Über Wochen hätte man meinen können, die Schweiz bestehe nur noch aus ihren Banken, genauer: aus deren Dienstleistungen für transatlantische Kunden. Zeitungen und Nachrichtensendungen kannten Tag für Tag nur ein Thema: Kommt der Ablasshandel des hiesigen Finanzplatzes mit den USA zustande oder nicht?
Dass die Sommersession der eidgenössischen Räte auch Geschäfte wie die Swissness-Vorlage abschloss, um die zuvor jahrelang gerungen wurde, ging in dem Finanzgetümmel fast unter. Dabei betrifft diese Vorlage die ganze Exportwirtschaft und mithin einen Lebensnerv unseres Landes, der insgesamt weit mehr volkswirtschaftliche Relevanz hat als nur das Wohl und Wehe des Finanzplatzes.
Für all jene, die das Ergebnis nicht aus dem donnernden Strom der Bank-Nachrichten filtern konnten: Bei einem Industrieprodukt müssen nun mindestens 60% der Herstellungskosten einschliesslich Forschung und Entwicklung im Inland anfallen, damit es als Schweizer Erzeugnis bezeichnet werden darf. Neu kann ein solches dann auch das Schweizerkreuz tragen, dessen Verwendung bislang auf Dienstleistungen beschränkt war.
Der Ausgang der heiss geführten Diskussion zum Thema Swissness ist aus Sicht der Holzbranche positiv. Die relativ hoch angesetzte Vorgabe stützt die Exportbemühungen des als binnenorientiert geltenden Wirtschaftszweigs, und das ist gut so.
Allerdings befreit die nun zweifelsfrei definierte Swissness-Latte die Schweizer Holzexporteure nicht aus der Isolation, in der sie sich seit dem Inkrafttreten der Europäischen Holzhandelsverordnung EUTR im März rings um unser Land befinden.

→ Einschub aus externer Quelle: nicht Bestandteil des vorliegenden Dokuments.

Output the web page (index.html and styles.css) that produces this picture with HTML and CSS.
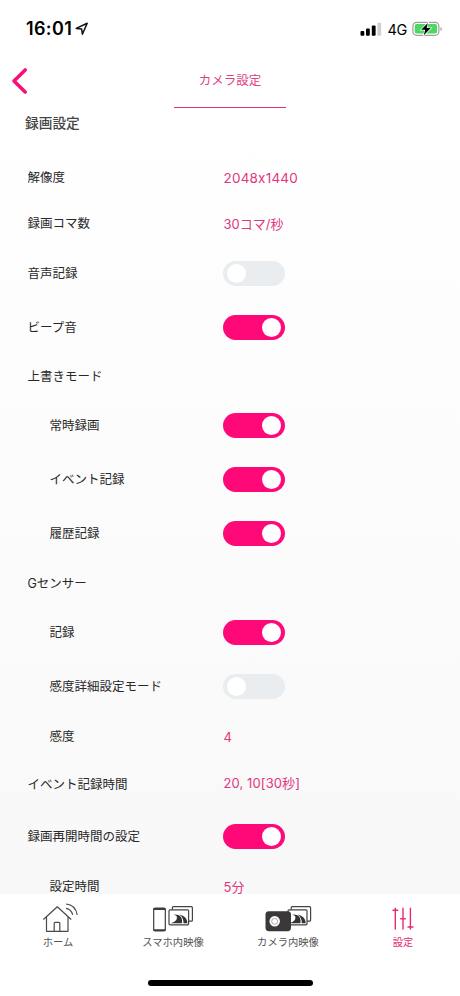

Denn die EUTR setzt Schweizer Holz als ‹von ausserhalb der EU kommend› prima vista ebenso dem Verdacht zweifelhafter Herkunft aus wie jede beliebige dubiose Fracht aus Weltgegenden, in denen die Scheidelinie zwischen Recht und Unrecht im Holzschlag und -handel kaum auszumachen ist. Da gilt Swissness wenig.
Selbst wenn es über die derzeit in Vernehmlassung stehende Revision des Umweltschutzgesetzes gelingt, eine Rechtsgrundlage analog zur EUTR in der Schweiz zu errichten, vergehen im besten Fall Jahre bis zur Einführung eines Regimes, das mit der EU kompatibel ist. So lang kann die Holzbranche im Verkehr mit Europa als wichtigstem Handelspartner nicht warten.
Deshalb führt kein Weg an einer Staatsgarantie für die Legalität und Nachhaltigkeit des Schweizer Holzes vorbei, wie es die auf nationaler Ebene im April eingereichte Motion Binder vorschlägt. Die Verhinderung von illegalem Holzschlag hat schliesslich in der Schweiz eine lange, selbstverständliche Tradition in Gesetz, Vollzug und Kultur, wie der Vorstoss festhält.
Bereits hat der Kanton Obwalden einem gleichlautend formulierten Begehren stattgegeben. Man kann nur hoffen, dass der Bund diesem mutigen Innerschweizer Beispiel bald folgt und Schweizer Holz im Export ideell ohne Wenn und Aber stützt.